Truly we were witnessing some sort of a Golden Age of Smugness, and some say 2007’s “David Byrne Presents: How New Yorkers Ride Bikes” was its Woodstock.

Even Lance Armstrong got into the act:

These were heady days indeed–especially if you were a semi-professional bike blogger:

And between all the celebrities, and the media coverage, and the bold public policy, and the excesses of hipsterism and gentrification as embodied by all those utterly ridiculous fixies, it seemed like the good times would never end:

But end they did. Lance Armstrong confessed to doping and became a podcaster. David Byrne got tired of getting made fun of and moved on to other things. Blogs became increasingly irrelevant as they were supplanted by Twitter, and Instagram, and TikTok. Any urban hipster fixie riders who didn’t quit bikes altogether moved to the desert, bought vintage Tacomas, and reinvented themselves as gravelistas. And while the city kept installing bike lanes, they eventually became bike lanes in name only, and are now mostly just full of fast-moving vehicles with motors (both gasoline-powered and electric) that have little in common except for the fact that they’re not cars:

And it’s not just happening in New York. Even when I visited Amsterdam in 2011, people were already grumbling about the increasing presence of motor scooters in the bike paths. Now, according to David Hembrow’s blog (and thanks to the commenter who linked to this in the comments recently) bicycle sales are in decline as e-bikes take over:

Moreover, they’re becoming a “menace” (though, to be fair, this is the Guardian, so it’s probably more like an irritation):

And there’s a call to lower e-bike speeds to 12 American Freedom Miles Per Hour:

I mean who thought you’d ever read a headline like this?
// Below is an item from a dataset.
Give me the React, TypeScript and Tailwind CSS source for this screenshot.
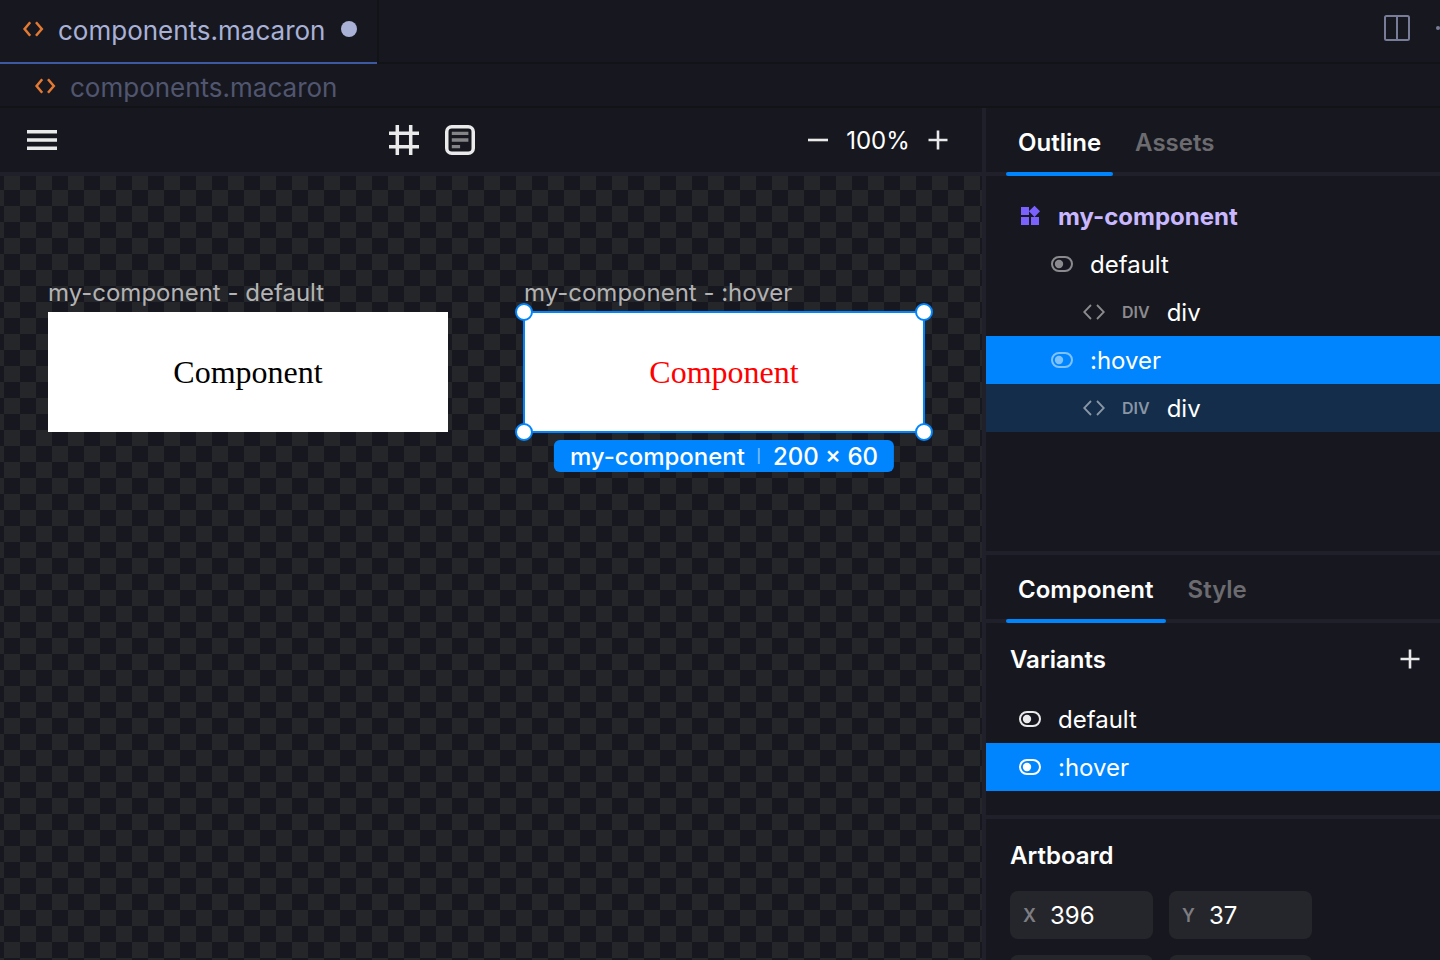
import React from "react";

type IconProps = { className?: string };

function CodeIcon({ className = "" }: IconProps) {
  return (
    <svg width="22" height="16" viewBox="0 0 22 16" fill="none" stroke="currentColor" strokeWidth="2.5" className={className} aria-hidden="true">
      <path d="M8.2 1.2 2.6 8l5.6 6.8M14 1.2 19.8 8 14 14.8" />
    </svg>
  );
}

function TagIcon({ className = "" }: IconProps) {
  return (
    <svg width="22" height="16" viewBox="0 0 22 16" fill="none" stroke="currentColor" strokeWidth="1.8" className={className} aria-hidden="true">
      <path d="M8 1 1.2 8 8 15M14 1 20.8 8 14 15" />
    </svg>
  );
}

function MenuIcon() {
  return (
    <svg width="30" height="30" viewBox="0 0 30 30" fill="currentColor" aria-hidden="true">
      <path d="M0 5h30v3.5H0zM0 13.2h30v3.6H0zM0 21.5h30V25H0z" />
    </svg>
  );
}

function FrameIcon() {
  return (
    <svg width="30" height="30" viewBox="0 0 30 30" stroke="currentColor" strokeWidth="3.5" aria-hidden="true">
      <path d="M8.3 0v30M21.7 0v30M0 8.3h30M0 21.7h30" />
    </svg>
  );
}

function TextBlockIcon() {
  return (
    <svg width="30" height="30" viewBox="0 0 30 30" fill="none" aria-hidden="true">
      <rect x="1.75" y="1.75" width="26.5" height="26.5" rx="5" stroke="currentColor" strokeWidth="3.5" />
      <path d="M6.8 8.4h16.6M6.8 15h16.6M6.8 21.6h8.3" stroke="#848487" strokeWidth="3.3" />
    </svg>
  );
}

function MinusIcon() {
  return (
    <svg width="20" height="20" viewBox="0 0 20 20" stroke="currentColor" strokeWidth="2.6" aria-hidden="true">
      <path d="M0 10h20" />
    </svg>
  );
}

function PlusIcon() {
  return (
    <svg width="20" height="20" viewBox="0 0 20 20" stroke="currentColor" strokeWidth="2.6" aria-hidden="true">
      <path d="M.5 10h19M10 .5v19" />
    </svg>
  );
}

function SplitIcon() {
  return (
    <svg width="26" height="26" viewBox="0 0 26 26" fill="none" stroke="currentColor" strokeWidth="2" aria-hidden="true">
      <rect x="1" y="1" width="24" height="24" rx="1.5" />
      <path d="M13 1v24" />
    </svg>
  );
}

function ComponentIcon() {
  return (
    <svg width="22" height="22" viewBox="0 0 22 22" fill="#7b61ff" aria-hidden="true">
      <path d="M3 2h8v8H3zM3 12h8v8H3zM13 12h8v8h-8zM16.5.7l5.5 5.6-5.5 5.6-5.6-5.6z" />
    </svg>
  );
}

function VariantIcon({ className = "" }: IconProps) {
  return (
    <svg width="22" height="16" viewBox="0 0 22 16" fill="none" className={className} aria-hidden="true">
      <rect x="1" y="1" width="20" height="14" rx="7" stroke="currentColor" strokeWidth="2" />
      <circle cx="8" cy="8" r="4.2" fill="currentColor" />
    </svg>
  );
}

function PaneTabs({ tabs }: { tabs: string[] }) {
  return (
    <div role="tablist" className="flex h-[68px] shrink-0 border-b-4 border-[#1f2029] pl-5 text-2xl font-semibold">
      {tabs.map((tab, i) => (
        <button
          key={tab}
          role="tab"
          aria-selected={i === 0}
          className={
            i === 0
              ? "relative mr-2.5 h-[68px] px-3 pt-0.5 text-white after:absolute after:inset-x-0 after:bottom-0 after:h-1 after:rounded-sm after:bg-[#0085ff]"
              : "h-[68px] px-3 pt-0.5 text-[#6b6b70]"
          }
        >
          {tab}
        </button>
      ))}
    </div>
  );
}

function NumberField({ label, value }: { label: string; value: number }) {
  return (
    <label className="flex h-12 items-center rounded-lg bg-[#25262b] px-[13px] pt-0.5">
      <span className="w-[27px] shrink-0 text-lg font-semibold text-[#7d7d82]">{label}</span>
      <input defaultValue={value} className="w-full min-w-0 bg-transparent text-2xl text-white outline-none" />
    </label>
  );
}

function Artboard({ name, textClass, className }: { name: string; textClass: string; className: string }) {
  return (
    <div className={`absolute w-[400px] ${className}`}>
      <div className="h-[38px] text-2xl leading-[38px] whitespace-nowrap text-[#b3b3b4]">{name}</div>
      <div className={`flex h-[120px] items-center justify-center bg-white font-['Liberation_Serif',serif] text-[32px] ${textClass}`}>
        Component
      </div>
    </div>
  );
}

function Handle({ className }: { className: string }) {
  return <span className={`absolute size-[18px] rounded-full border-2 border-[#0085ff] bg-white ${className}`} />;
}

const treeRow = "flex h-12 w-full items-center text-2xl text-white";

export default function App() {
  return (
    <div className="flex h-screen flex-col overflow-hidden bg-[#17181f] font-['Inter',sans-serif] text-[#eaeaea]">
      <header className="flex h-16 shrink-0 border-b-2 border-[#121316]">
        <div className="flex h-16 items-center border-b-2 border-[#3d59a1] pr-5 pb-1 pl-[22px] text-[26px] text-[#a9b1d6]">
          <CodeIcon className="mr-3.5 text-[#e37933]" />
          <span className="pt-0.5">components.macaron</span>
          <button aria-label="Close" className="ml-4 size-4 rounded-full bg-[#a9b1d6]" />
        </div>
        <div className="w-0.5 bg-[#121316]" />
        <div className="flex flex-1 items-center justify-end gap-[26px] pb-1.5 text-[#787c99]">
          <button aria-label="Split editor">
            <SplitIcon />
          </button>
          <button aria-label="More actions">
            <svg width="4" height="4" viewBox="0 0 4 4" fill="currentColor" aria-hidden="true">
              <circle cx="2" cy="2" r="2" />
            </svg>
          </button>
        </div>
      </header>

      <nav aria-label="Breadcrumb" className="flex h-11 shrink-0 items-center border-b-2 border-[#121316] pt-0.5 pl-[34px] text-[26px] text-[#515670]">
        <CodeIcon className="mr-3.5 text-[#e37933]" />
        <span className="pt-0.5">components.macaron</span>
      </nav>

      <div className="flex min-h-0 flex-1">
        <main className="flex min-w-0 flex-1 flex-col">
          <div className="flex h-[68px] shrink-0 items-center justify-between border-b-4 border-[#1f2029] pr-[34px] pl-[27px]">
            <button aria-label="Menu">
              <MenuIcon />
            </button>
            <div className="flex gap-[26px] pr-px">
              <button aria-label="Add frame">
                <FrameIcon />
              </button>
              <button aria-label="Add text">
                <TextBlockIcon />
              </button>
            </div>
            <div className="flex w-[140px] items-center justify-between">
              <button aria-label="Zoom out">
                <MinusIcon />
              </button>
              <span className="pt-0.5 text-2xl text-white">100%</span>
              <button aria-label="Zoom in">
                <PlusIcon />
              </button>
            </div>
          </div>

          <div className="relative flex-1 overflow-hidden bg-[repeating-conic-gradient(#17181f_0_25%,#25262a_0_50%)] bg-[length:32px_32px] bg-[position:4px_-2px]">
            <Artboard name="my-component - default" textClass="text-black" className="top-[98px] left-12" />
            <Artboard name="my-component - :hover" textClass="text-[#ff0000]" className="top-[98px] left-[524px]" />
            <div className="absolute top-[135px] left-[523px] h-[122px] w-[402px] border-2 border-[#0085ff]">
              <Handle className="-top-2.5 -left-2.5" />
              <Handle className="-top-2.5 -right-2.5" />
              <Handle className="-bottom-2.5 -left-2.5" />
              <Handle className="-right-2.5 -bottom-2.5" />
              <div className="absolute top-[127px] left-1/2 flex h-8 -translate-x-1/2 items-center rounded-md bg-[#0085ff] px-4 text-2xl font-medium whitespace-nowrap text-white">
                <span className="pt-0.5">my-component</span>
                <span className="mx-[13px] h-4 w-0.5 bg-[#66b6ff]" />
                <span className="pt-0.5">200 × 60</span>
              </div>
            </div>
          </div>
        </main>

        <aside className="flex w-[458px] shrink-0 flex-col border-l-4 border-[#1f2029]">
          <section className="flex h-[443px] shrink-0 flex-col">
            <PaneTabs tabs={["Outline", "Assets"]} />
            <ul className="pt-4">
              <li>
                <button className="flex h-12 w-full items-center gap-[18px] pl-8 text-2xl font-bold text-[#c9b8ff]">
                  <ComponentIcon />
                  <span className="pt-0.5">my-component</span>
                </button>
              </li>
              <li>
                <button className={`${treeRow} gap-[17px] pl-[65px]`}>
                  <VariantIcon className="text-[#8b8b8f]" />
                  <span className="pt-0.5">default</span>
                </button>
              </li>
              <li>
                <button className={`${treeRow} pl-[97px]`}>
                  <TagIcon className="mr-[17px] text-[#8b8b8f]" />
                  <span className="mr-[17px] text-base font-semibold text-[#8b8b8f]">DIV</span>
                  <span className="pt-0.5">div</span>
                </button>
              </li>
              <li>
                <button className={`${treeRow} gap-[17px] bg-[#0085ff] pl-[65px]`}>
                  <VariantIcon className="text-[#80c2ff]" />
                  <span className="pt-0.5">:hover</span>
                </button>
              </li>
              <li>
                <button className={`${treeRow} bg-[#132d4b] pl-[97px]`}>
                  <TagIcon className="mr-[17px] text-[#8996a5]" />
                  <span className="mr-[17px] text-base font-semibold text-[#8996a5]">DIV</span>
                  <span className="pt-0.5">div</span>
                </button>
              </li>
            </ul>
          </section>

          <section className="flex min-h-0 flex-1 flex-col overflow-hidden border-t-4 border-[#1f2029]">
            <PaneTabs tabs={["Component", "Style"]} />
            <div className="shrink-0 border-b-4 border-[#1f2029] pb-6">
              <div className="flex h-[72px] items-center justify-between pr-5 pl-6">
                <h2 className="pt-0.5 text-2xl font-semibold text-white">Variants</h2>
                <button aria-label="Add variant">
                  <PlusIcon />
                </button>
              </div>
              <button className={`${treeRow} gap-[17px] pl-[33px]`}>
                <VariantIcon className="text-[#eaeaea]" />
                <span className="pt-0.5">default</span>
              </button>
              <button className={`${treeRow} gap-[17px] bg-[#0085ff] pl-[33px]`}>
                <VariantIcon />
                <span className="pt-0.5">:hover</span>
              </button>
            </div>
            <div className="shrink-0 px-6">
              <h2 className="flex h-[72px] items-center pt-0.5 text-2xl font-semibold text-white">Artboard</h2>
              <div className="grid grid-cols-[143px_143px] gap-4">
                <NumberField label="X" value={396} />
                <NumberField label="Y" value={37} />
                <input aria-label="Width" className="h-12 rounded-lg bg-[#25262b] px-[13px] text-2xl text-white outline-none" />
                <input aria-label="Height" className="h-12 rounded-lg bg-[#25262b] px-[13px] text-2xl text-white outline-none" />
              </div>
            </div>
          </section>
        </aside>
      </div>
    </div>
  );
}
If you’re even passingly familiar with urbanism and transportation infrastructure and all that other dorky stuff you’ve heard of the concept of “induced demand.” I guess it comes from economics, but in urbanist speak it means that, practically speaking, when you widen a highway to reduce traffic you just get more assholes in cars, and therefore more traffic:

Whenever anyone wants to widen a road, advocates wield the “induced demand” argument like a Zefal frame pump. However, now New York City is widening the bike lanes to make more room for faster-moving e-vehicles. Advocates are all in favor of this, and while I agree it’s almost certainly both necessary and inevitable, nobody wants to consider that induced demand might just mean more and faster vehicles making the “bike” lanes less and less hospitable to the users for whom they were ostensibly build:

Is a bike lane full of “Citi e-bikers, deliveristas and scooters” really a bike lane at all?

And no matter who’s using them, should increasing speed really be the goal?
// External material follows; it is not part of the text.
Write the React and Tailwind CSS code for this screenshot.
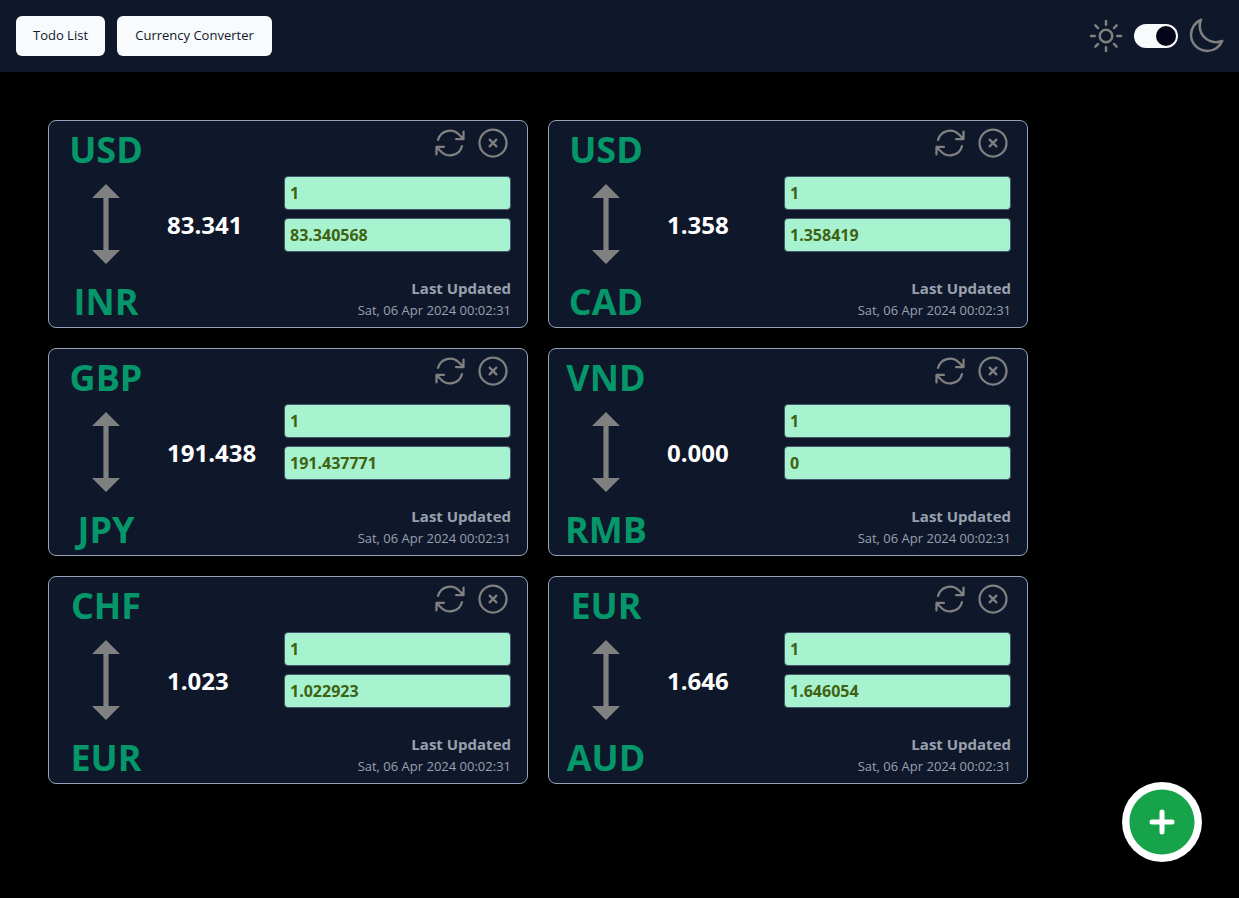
import { useState } from "react";
import {
  HiOutlineArrowPath,
  HiOutlineMoon,
  HiOutlineSun,
  HiOutlineXCircle,
  HiPlusCircle,
} from "react-icons/hi2";

const UPDATED = "Sat, 06 Apr 2024 00:02:31";

const PAIRS = [
  { id: 1, from: "USD", to: "INR", rate: 83.340568 },
  { id: 2, from: "USD", to: "CAD", rate: 1.358419 },
  { id: 3, from: "GBP", to: "JPY", rate: 191.437771 },
  { id: 4, from: "VND", to: "RMB", rate: 0 },
  { id: 5, from: "CHF", to: "EUR", rate: 1.022923 },
  { id: 6, from: "EUR", to: "AUD", rate: 1.646054 },
];

const round = (n) => String(Number(n.toFixed(6)));

function SwapArrow() {
  return (
    <svg viewBox="0 0 28 80" className="mt-3.5 mb-[18px] h-20 w-7" fill="#808080" aria-hidden="true">
      <path d="M14 0 28 14H16.6V66H28L14 80 0 66H11.4V14H0Z" />
    </svg>
  );
}

function AmountInput({ label, value, onChange }) {
  return (
    <input
      type="text"
      inputMode="decimal"
      aria-label={label}
      value={value}
      onChange={(e) => onChange(e.target.value)}
      className="h-[34px] w-full rounded-sm border border-slate-600 bg-[#a7f3d0] px-[5px] text-base font-bold text-[#3f6212] outline-none"
    />
  );
}

function CurrencyCard({ from, to, rate, onRemove }) {
  const [amount, setAmount] = useState("1");
  const [converted, setConverted] = useState(round(rate));

  const changeAmount = (v) => {
    setAmount(v);
    setConverted(round((Number(v) || 0) * rate));
  };
  const changeConverted = (v) => {
    setConverted(v);
    setAmount(rate ? round((Number(v) || 0) / rate) : "0");
  };

  return (
    <article className="flex w-[480px] max-w-full rounded-lg border border-[#94a3b8] bg-[#0f172a] pr-4 pl-[15px]">
      <div className="flex w-[84px] shrink-0 flex-col items-center pt-[9px] pb-[5px]">
        <h2 className="text-4xl leading-10 font-bold text-[#059669]">{from}</h2>
        <SwapArrow />
        <h2 className="text-4xl leading-10 font-bold text-[#059669]">{to}</h2>
      </div>
      <p className="flex flex-1 items-center pt-0.5 pl-[19px] text-2xl font-bold text-white">
        {rate.toFixed(3)}
      </p>
      <div className="flex w-[227px] shrink-0 flex-col pt-1 pb-[7px]">
        <div className="flex justify-end gap-[7px] text-[#808080]">
          <button type="button" aria-label="Refresh rate" onClick={() => changeAmount("1")}>
            <HiOutlineArrowPath className="size-9" />
          </button>
          <button type="button" aria-label="Remove pair" onClick={onRemove}>
            <HiOutlineXCircle className="size-9" />
          </button>
        </div>
        <div className="mt-[15px] flex flex-col gap-2">
          <AmountInput label={`Amount in ${from}`} value={amount} onChange={changeAmount} />
          <AmountInput label={`Amount in ${to}`} value={converted} onChange={changeConverted} />
        </div>
        <div className="mt-auto text-right text-gray-400">
          <p className="text-[15px] leading-6 font-bold">Last Updated</p>
          <p className="text-[13px] leading-5">{UPDATED}</p>
        </div>
      </div>
    </article>
  );
}

export default function App() {
  const [pairs, setPairs] = useState(PAIRS);

  return (
    <div className="min-h-screen bg-black font-['Open_Sans','Noto_Sans',sans-serif]">
      <header className="flex items-center justify-between bg-[#0f172a] py-4 pr-[13px] pl-4">
        <nav className="flex gap-3">
          <button
            type="button"
            className="h-10 min-w-[89px] rounded-md bg-slate-50 px-4 text-[13px] font-medium text-slate-900"
          >
            Todo List
          </button>
          <button
            type="button"
            className="h-10 min-w-[155px] rounded-md bg-slate-50 px-4 text-[13px] font-medium text-slate-900"
          >
            Currency Converter
          </button>
        </nav>
        <div className="flex items-center gap-2 text-[#808080]">
          <HiOutlineSun className="size-10" />
          <input
            type="checkbox"
            role="switch"
            aria-label="Dark mode"
            defaultChecked
            className="flex h-6 w-11 cursor-pointer appearance-none items-center rounded-full bg-slate-700 px-0.5 before:size-5 before:rounded-full before:bg-slate-950 checked:justify-end checked:bg-slate-50"
          />
          <HiOutlineMoon className="size-10" />
        </div>
      </header>

      <main className="flex flex-wrap gap-5 p-12">
        {pairs.map((p) => (
          <CurrencyCard
            key={p.id}
            from={p.from}
            to={p.to}
            rate={p.rate}
            onRemove={() => setPairs(pairs.filter((q) => q.id !== p.id))}
          />
        ))}
      </main>

      <button
        type="button"
        aria-label="Add currency pair"
        className="fixed right-[37px] bottom-9 rounded-full bg-white"
      >
        <HiPlusCircle className="size-20 text-[#16a34a]" />
      </button>
    </div>
  );
}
As I’ve mentioned before, it really doesn’t matter how an old curmudgeon like me thinks people should get around, and if people prefer easier and faster vehicles then that’s the way it’s gonna be no matter how I feel about it–and in no point in human history have the majority of people opted for the slower and more difficult mode of transportation once technology presented them with a faster alternative that required less effort. It’s sad that the bicycle mania that characterized the Roaring Aughts is over, but in retrospect it was inevitable, because ultimately what’s going to sustain the old-fashioned bike (especially as e-bikes continue to take over) isn’t bike lanes or policy decisions or celebrity endorsements or anything else. No, the only thing that’s going to sustain them is people who love bikes.

We had our brief flirtation with the mainstream, but we’ll always be weirdos, and in the end we’re on our own.